En ce moment critique, alors qu’il est encore possible de tenter quelque chose pour le sauver, vous perdriez-vous en réflexions sur son imbécilité ?

N’a-t-il pas vu la pancarte ? S’est-il cru plus intelligent que les experts qui l’ont placée là ? Se prend-il pour superman ?...

Ou bien vous jetteriez dans l’action avec l’espoir de sauver une vie ?

Si l’on perçoit son prochain comme un accusé en procès, c’est soi-même qui est en procès.

La réaction et l’attitude que l’on adopte indiquent clairement si ce que l’on voit chez les autres est un reflet de soi ou non.

Si l’on se retrouve à juger, c’est soi-même qui mérite d’être jugé. Si l’on perçoit son prochain comme un accusé en procès, c’est soi-même qui est en procès. Cet ami n’est rien d’autre qu’un miroir qui renvoie une image objective de ce que l’on est. De fait, une telle personne est même digne de gratitude, car, sans elle, on continuerait d’ignorer une partie de soi.

Si, toutefois, on voit en autrui une victime devant être secourue, quelqu’un que l’on peut aider, alors c’est à travers une fenêtre que l’on regarde, pas un miroir. Une fenêtre d’opportunité, parfaitement transparente.

Fermer l’œil

Et Noé, l’homme de la terre, s’avilit et planta une vigne. Il en but le vin et s’enivra et il se dénuda dans sa tente. Et ‘Ham, le père de Canaan, vit la nudité de son père et en parla à ses deux frères, à l’extérieur.

Il était clair que Noé s’était égaré.

Comme il était clair que Noé avait besoin d’aide.

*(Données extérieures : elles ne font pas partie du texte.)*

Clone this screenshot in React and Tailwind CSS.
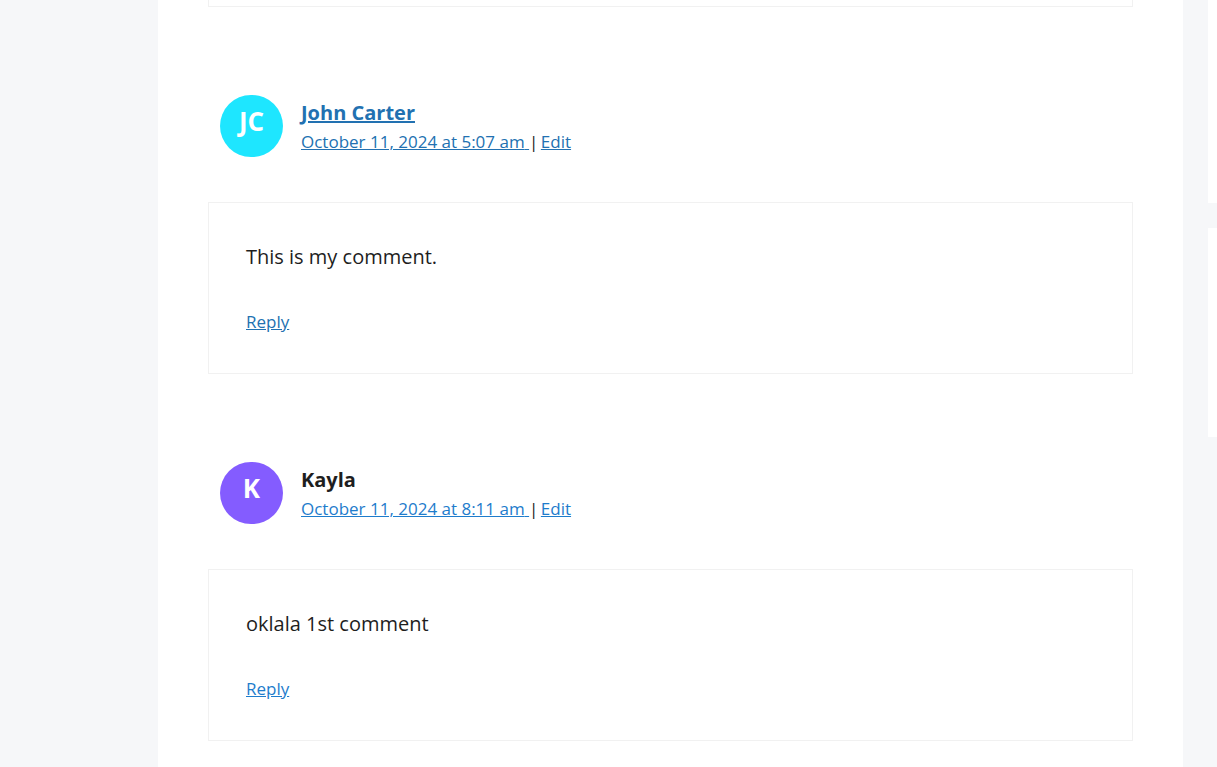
const comments = [
  {
    initials: "JC",
    color: "bg-[#1ee6ff]",
    name: "John Carter",
    nameLink: true,
    date: "October 11, 2024 at 5:07 am",
    linkColor: "text-[#2271b1]",
    text: "This is my comment.",
  },
  {
    initials: "K",
    color: "bg-[#845cff]",
    name: "Kayla",
    nameLink: false,
    date: "October 11, 2024 at 8:11 am",
    linkColor: "text-[#1e7ccc]",
    text: "oklala 1st comment",
  },
];

const Comment = ({ comment }) => {
  return (
    <div className="mt-[88px]">
      <div className="flex items-center pl-3 h-[62px]">
        <div
          className={`w-[63px] h-[62px] rounded-full flex items-center justify-center text-white font-bold text-[26px] pb-[10px] ${comment.color}`}
        >
          {comment.initials}
        </div>
        <div className="ml-[18px]">
          <div className="text-[20px] leading-[30px] font-bold">
            {comment.nameLink ? (
              <a href="#" className={`underline ${comment.linkColor}`}>
                {comment.name}
              </a>
            ) : (
              <span className="text-[#1e1e1e]">{comment.name}</span>
            )}
          </div>
          <div className="text-[17px] leading-[27px]">
            <a href="#" className={`underline ${comment.linkColor}`}>
              {comment.date}{" "}
            </a>
            <span className="text-[#1e1e1e] mr-[-2px]">| </span>
            <a href="#" className={`underline ${comment.linkColor}`}>
              Edit
            </a>
          </div>
        </div>
      </div>
      <div className="mt-[45px] h-[172px] border border-[#f1f1f1] pl-[37px] pt-[39px]">
        <p className="text-[20px] leading-[30px] text-[#1e1e1e]">{comment.text}</p>
        <a
          href="#"
          className={`block mt-[36px] text-[17px] leading-[27px] underline ${comment.linkColor}`}
        >
          Reply
        </a>
      </div>
    </div>
  );
};

const App = () => {
  return (
    <div
      className="flex h-screen overflow-hidden bg-[#f6f7f9]"
      style={{ fontFamily: '"Open Sans", sans-serif' }}
    >
      <div className="w-[158px] shrink-0" />
      <main className="w-[1025px] shrink-0 bg-white px-[50px]">
        <div className="h-[7px] border border-t-0 border-[#f1f1f1]" />
        {comments.map((comment) => (
          <Comment key={comment.name} comment={comment} />
        ))}
      </main>
      <div className="w-[25px] shrink-0" />
      <aside className="flex-1 flex flex-col gap-[25px]">
        <div className="h-[203px] bg-white" />
        <div className="h-[209px] bg-white" />
      </aside>
    </div>
  );
};

export default App;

Et ‘Ham, le père de Canaan, vit la nudité de son père et en parla à ses deux frères, à l’extérieur.

‘Ham choisit de juger... et de dénoncer.

Il ne choisit pas d’agir.

Pour lui, Noé fut un miroir, parfaitement limpide.

Ils ne virent pas – c’est-à-dire ne considérèrent pas – le fait que leur père était dénudé

Et Chem et Yaphèt prirent une couverture, la mirent tous deux sur leurs épaules et ils marchèrent à reculons et couvrirent la nudité de leur père.

Chem et Yaphèt choisirent d’agir.

Leurs visages étaient retournés et ils ne virent pas la nudité de leur père.

Ils ne jugèrent pas. Ils ne virent pas – c’est-à-dire ne considérèrent pas – le fait que leur père était dénudé.